Asurlular ve Babilliler yapıları farklı biçimde süslüyorlardı. Babilliler duvarları renkli sırlı tuğlalarla kaplıyorlardı. Asurlular kalın ve yassı kireçtaşı ya da kaymaktaşıyla ördükleri duvarlara savaşları, avcılığı, din ya da saray yaşamını konu alan sahneler oyuyorlardı. Bu kabartma resimlerin çoğunda kral, sakalı ve kıvırcık saçlıdır. Çevresindeki öbür insanlar ise birbirine benzer. Av sahneleri çok canlı biçimde tasvir edilmiştir.

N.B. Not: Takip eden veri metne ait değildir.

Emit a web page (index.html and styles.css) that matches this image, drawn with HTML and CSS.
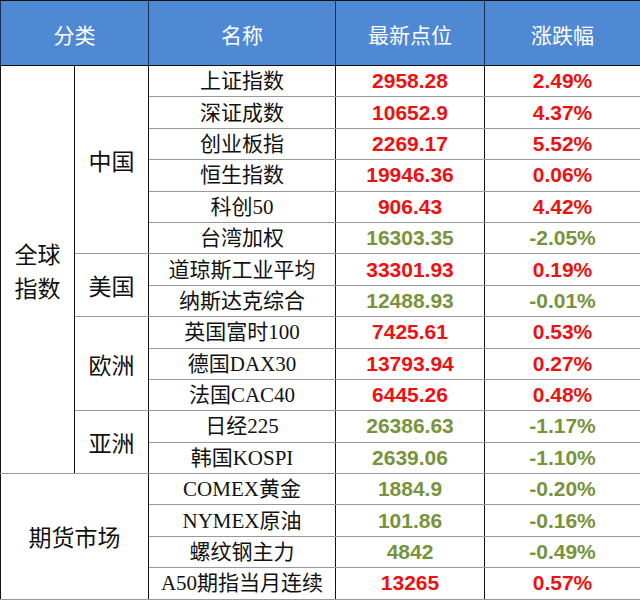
FILE: index.html
```html
<!DOCTYPE html>
<html lang="zh">
<head>
<meta charset="utf-8">
<link rel="stylesheet" href="styles.css">
</head>
<body>
<table class="quotes">
  <colgroup>
    <col class="c1"><col class="c2"><col class="c3"><col class="c4"><col class="c5">
  </colgroup>
  <thead>
    <tr class="head">
      <th colspan="2">分类</th>
      <th>名称</th>
      <th>最新点位</th>
      <th>涨跌幅</th>
    </tr>
  </thead>
  <tbody>
    <tr>
      <td rowspan="13" class="cat wrap">全球<br>指数</td>
      <td rowspan="6" class="sub">中国</td>
      <td class="name">上证指数</td><td class="num up">2958.28</td><td class="num up">2.49%</td>
    </tr>
    <tr><td class="name">深证成数</td><td class="num up">10652.9</td><td class="num up">4.37%</td></tr>
    <tr><td class="name">创业板指</td><td class="num up">2269.17</td><td class="num up">5.52%</td></tr>
    <tr><td class="name">恒生指数</td><td class="num up">19946.36</td><td class="num up">0.06%</td></tr>
    <tr><td class="name">科创50</td><td class="num up">906.43</td><td class="num up">4.42%</td></tr>
    <tr><td class="name">台湾加权</td><td class="num down">16303.35</td><td class="num down">-2.05%</td></tr>
    <tr>
      <td rowspan="2" class="sub">美国</td>
      <td class="name">道琼斯工业平均</td><td class="num up">33301.93</td><td class="num up">0.19%</td>
    </tr>
    <tr><td class="name">纳斯达克综合</td><td class="num down">12488.93</td><td class="num down">-0.01%</td></tr>
    <tr>
      <td rowspan="3" class="sub">欧洲</td>
      <td class="name">英国富时100</td><td class="num up">7425.61</td><td class="num up">0.53%</td>
    </tr>
    <tr><td class="name">德国DAX30</td><td class="num up">13793.94</td><td class="num up">0.27%</td></tr>
    <tr><td class="name">法国CAC40</td><td class="num up">6445.26</td><td class="num up">0.48%</td></tr>
    <tr>
      <td rowspan="2" class="sub">亚洲</td>
      <td class="name">日经225</td><td class="num down">26386.63</td><td class="num down">-1.17%</td>
    </tr>
    <tr><td class="name">韩国KOSPI</td><td class="num down">2639.06</td><td class="num down">-1.10%</td></tr>
    <tr>
      <td rowspan="4" colspan="2" class="cat">期货市场</td>
      <td class="name">COMEX黄金</td><td class="num down">1884.9</td><td class="num down">-0.20%</td>
    </tr>
    <tr><td class="name">NYMEX原油</td><td class="num down">101.86</td><td class="num down">-0.16%</td></tr>
    <tr><td class="name">螺纹钢主力</td><td class="num down">4842</td><td class="num down">-0.49%</td></tr>
    <tr><td class="name">A50期指当月连续</td><td class="num up">13265</td><td class="num up">0.57%</td></tr>
  </tbody>
</table>
</body>
</html>
```
FILE: styles.css
```css
html, body {
  margin: 0;
  padding: 0;
  background: #ffffff;
}

.quotes {
  border-collapse: collapse;
  table-layout: fixed;
  width: 640px;
  border: 1px solid #111;
  font-family: "Liberation Serif", "Noto Sans CJK SC", serif;
  color: #111;
}

.c1 { width: 74px; }
.c2 { width: 74px; }
.c3 { width: 187px; }
.c4 { width: 149px; }
.c5 { width: 156px; }

.quotes th,
.quotes td {
  padding: 0;
  text-align: center;
  vertical-align: middle;
  border-left: 1px solid #111;
  border-right: 1px solid #111;
  border-top: 1px solid #999;
  border-bottom: 1px solid #999;
  overflow: hidden;
  white-space: nowrap;
}

.head {
  height: 65px;
}

.head th {
  background: #4f88d3;
  color: #ffffff;
  font-family: "Noto Sans CJK SC", sans-serif;
  font-weight: 400;
  font-size: 21px;
  padding-top: 2px;
  border-top: 1px solid #111;
  border-bottom: 1px solid #111;
  border-left: 1px solid #1b2f55;
  border-right: 1px solid #1b2f55;
}

.quotes tbody tr {
  height: 31.4px;
}

.cat {
  font-family: "Noto Sans CJK SC", sans-serif;
  font-size: 23px;
  line-height: 34px;
}

.sub {
  font-family: "Noto Sans CJK SC", sans-serif;
  font-size: 23px;
}

.name {
  font-size: 21px;
  line-height: 24px;
}

.num {
  font-family: "Liberation Sans", Arial, sans-serif;
  font-weight: 700;
  font-size: 21px;
}

.up { color: #ee1111; }
.down { color: #77933c; }
```
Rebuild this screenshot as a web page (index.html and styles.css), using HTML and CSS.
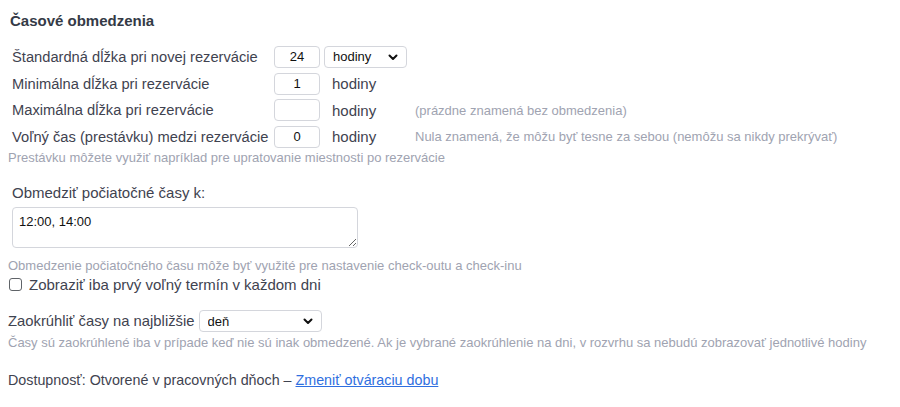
FILE: index.html
```html
<!DOCTYPE html>
<html lang="sk">
<head>
<meta charset="utf-8">
<title>Časové obmedzenia</title>
<link rel="stylesheet" href="styles.css">
</head>
<body>
<div class="page">
  <h2 class="title">Časové obmedzenia</h2>

  <div class="limits">
    <label class="lbl">Štandardná dĺžka pri novej rezervácie</label>
    <div class="cell"><input class="num" type="text" value="24"></div>
    <div class="cell">
      <span class="sel sel-units">
        <select><option>hodiny</option></select>
        <svg class="chev" width="10" height="7" viewBox="0 0 10 7"><path d="M1.5 1.5 L5 5 L8.5 1.5" fill="none" stroke="#111" stroke-width="2" stroke-linecap="round" stroke-linejoin="round"/></svg>
      </span>
    </div>
    <div class="cell"></div>

    <label class="lbl">Minimálna dĺžka pri rezervácie</label>
    <div class="cell"><input class="num" type="text" value="1"></div>
    <div class="cell unit">hodiny</div>
    <div class="cell"></div>

    <label class="lbl">Maximálna dĺžka pri rezervácie</label>
    <div class="cell"><input class="num" type="text" value=""></div>
    <div class="cell unit">hodiny</div>
    <div class="cell hint">(prázdne znamená bez obmedzenia)</div>

    <label class="lbl">Voľný čas (prestávku) medzi rezervácie</label>
    <div class="cell"><input class="num" type="text" value="0"></div>
    <div class="cell unit">hodiny</div>
    <div class="cell hint">Nula znamená, že môžu byť tesne za sebou (nemôžu sa nikdy prekrývať)</div>
  </div>
  <p class="note">Prestávku môžete využiť napríklad pre upratovanie miestnosti po rezervácie</p>

  <div class="starts">
    <label class="start-label">Obmedziť počiatočné časy k:</label>
    <textarea class="times">12:00, 14:00</textarea>
  </div>
  <p class="note note-start">Obmedzenie počiatočného času môže byť využité pre nastavenie check-outu a check-inu</p>

  <label class="check">
    <input type="checkbox" class="box">
    <span>Zobraziť iba prvý voľný termín v každom dni</span>
  </label>

  <div class="round">
    <span>Zaokrúhliť časy na najbližšie</span>
    <span class="sel sel-round">
      <select><option>deň</option></select>
      <svg class="chev" width="10" height="7" viewBox="0 0 10 7"><path d="M1.5 1.5 L5 5 L8.5 1.5" fill="none" stroke="#111" stroke-width="2" stroke-linecap="round" stroke-linejoin="round"/></svg>
    </span>
  </div>
  <p class="note note-round">Časy sú zaokrúhlené iba v prípade keď nie sú inak obmedzené. Ak je vybrané zaokrúhlenie na dni, v rozvrhu sa nebudú zobrazovať jednotlivé hodiny</p>

  <p class="avail">Dostupnosť: Otvorené v pracovných dňoch – <a href="#" class="link">Zmeniť otváraciu dobu</a></p>
</div>
</body>
</html>
```

FILE: styles.css
```css
* { box-sizing: border-box; }

html, body {
  margin: 0;
  padding: 0;
  background: #ffffff;
}

body {
  font-family: "Liberation Sans", Arial, Helvetica, sans-serif;
  color: #3f4350;
}

.page {
  padding: 0 8px;
}

.title {
  margin: 0 0 0 2px;
  padding-top: 11px;
  font-size: 15px;
  line-height: 20px;
  font-weight: bold;
  color: #343a46;
}

.limits {
  display: grid;
  grid-template-columns: 262px 50px 91px auto;
  grid-auto-rows: 26.7px;
  margin-top: 12.5px;
  padding-left: 4px;
}

.lbl {
  display: flex;
  align-items: center;
  font-size: 14.7px;
  white-space: nowrap;
}

.cell {
  display: flex;
  align-items: center;
  white-space: nowrap;
}

.unit {
  font-size: 15px;
  padding-left: 8px;
}

.hint {
  font-size: 13px;
  color: #a0a3b1;
}

.num {
  width: 46px;
  height: 22px;
  border: 1px solid #d4d6dc;
  border-radius: 4px;
  background: #fff;
  text-align: center;
  font-family: "Liberation Sans", Arial, sans-serif;
  font-size: 13px;
  color: #111;
  padding: 0;
  outline: none;
}

.sel {
  position: relative;
  display: inline-block;
  height: 22px;
}

.sel select {
  -webkit-appearance: none;
  appearance: none;
  height: 22px;
  border: 1px solid #d4d6dc;
  border-radius: 4px;
  background: #fff;
  font-family: "Liberation Sans", Arial, sans-serif;
  font-size: 13px;
  color: #111;
  padding: 0 0 0 8px;
  margin: 0;
  outline: none;
}

.sel-units select { width: 83px; }
.sel-round select { width: 123px; }

.chev {
  position: absolute;
  right: 9px;
  top: 8px;
  pointer-events: none;
}

.note {
  margin: 0;
  font-size: 13px;
  line-height: 16px;
  color: #a0a3b1;
}

.starts {
  margin-top: 17px;
  padding-left: 4px;
}

.start-label {
  display: block;
  font-size: 15px;
  line-height: 20px;
}

.times {
  display: block;
  width: 346px;
  height: 41px;
  margin-top: 4px;
  border: 1px solid #d4d6dc;
  border-radius: 4px;
  padding: 6px 6px;
  font-family: "Liberation Sans", Arial, sans-serif;
  font-size: 13px;
  line-height: 16px;
  color: #111;
  resize: vertical;
  outline: none;
}

.note-start {
  margin-top: 10px;
}

.check {
  display: flex;
  align-items: center;
  height: 20px;
  font-size: 15px;
  gap: 7px;
  padding-left: 1px;
}

.box {
  -webkit-appearance: none;
  appearance: none;
  width: 13px;
  height: 13px;
  margin: 0;
  border: 1px solid #5f6368;
  border-radius: 3px;
  background: #fff;
}

.round {
  display: flex;
  align-items: center;
  gap: 4px;
  margin-top: 16px;
  height: 22px;
  font-size: 14.8px;
}

.note-round {
  margin-top: 3px;
}

.avail {
  margin: 19px 0 0;
  font-size: 14.3px;
  line-height: 20px;
}

.link {
  color: #2f6fe0;
  text-decoration: underline;
}
```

Asur tapınaklarının ve saraylarının kapılarını, insan başlı aslan ya da boğa heykelleri koruyordu. Kentler, planlı biçimde kurulmuştu ve geniş caddeleri vardı. Su gereksinimi, büyük su kanallarıyla karşılanıyordu.
Din
Babilliler, birden çok tanrıya tapıyorlar ve bu tanrılara ilişkin kuşaklar boyu anlatılan efsanelere inanıyorlardı. Bu efsanelerin çoğu Sümer kaynaklıydı. Evrenin ve insanların yaratılışını konu alan Sümer efsaneleri arasında Adem ile Havva öyküsüne benzer bir öykü de vardır. Kral Gılgamış’ın serüvenlerini anlatan Gılgamış Destanı da bu döneme ilişkin efsanelere dayanır.Sümer tanrılarının en büyüğü, Uruk kentinin tanrısı Anu, Babillilerin en büyük tanrısı ise Babil kentinin tanrısı Marduk idi. Marduk’un yeri, göğü ve insanoğlunu yarattığına inanılıyordu. Babil’in baştanrıçası İştar ise bereket tanrıçasıydı. Onun oğlu Tammuz ise bitkilerin tanrısıydı (Türkçe’deki temmuz ayının adının da buradan geldiği sanılır). Asurlular da büyük ölçüde Sümerlerin ve Babillilerin dinleriyle tanrılarını paylaşıyorlardı. Ama, en büyük tanrıları, adını imparatorluğun başkentine verdikleri Asur'du. İştar aynı zamanda Asurluların da baş tanrıçasıydı.
Yazı ve bilim
Çiviyazısı da denen Sümer yazısı en eski yazıdır. Bu yazı kil tabletler üzerine yazılıyor, sonra bu tabletler pişiriliyordu. Arkeolojik kazılarda ortaya çıkarılan bu tür tabletlerin bazıları 5. 000 yıl öncesine aittir. Çiviyazısında, kavramları belirtmek için köşeli simgeler kullanılırdı. Bulunan tabletlerin üzerindeki yazılar din, matematik, yasalar, bilim ve başka konulara ilişkindir. Asurluların, tarihlerindeki büyük olayları kayda geçiren ilk halk olduğunu söylenebilir. Şiirler ve dini şarkılar da yazan Asurlular, yazdıkları tabletleri büyük kitaplıklarda saklıyorlardı. Asurbanipal'in Ninova'da bulunan "tablet evi"nde, değişik konuları içeren 25 binden fazla çiviyazısı tableti vardı.Kaldeliler, yıldızların ve gezegenlerin hareketlerinden geleceğin bilinebileceğine inanıyorlardı. Bu amaçla gökyüzünü incelerken astronominin de temellerini attılar. Ekvatoru 360 dereceye bölmeyi ve yıldızların haritasını çıkarmayı da ilk kez Kaldeliler başardı. Geliştirdikleri ağırlık ve ölçü sistemini daha sonra Yunanlılar ve Romalılar da kullandı.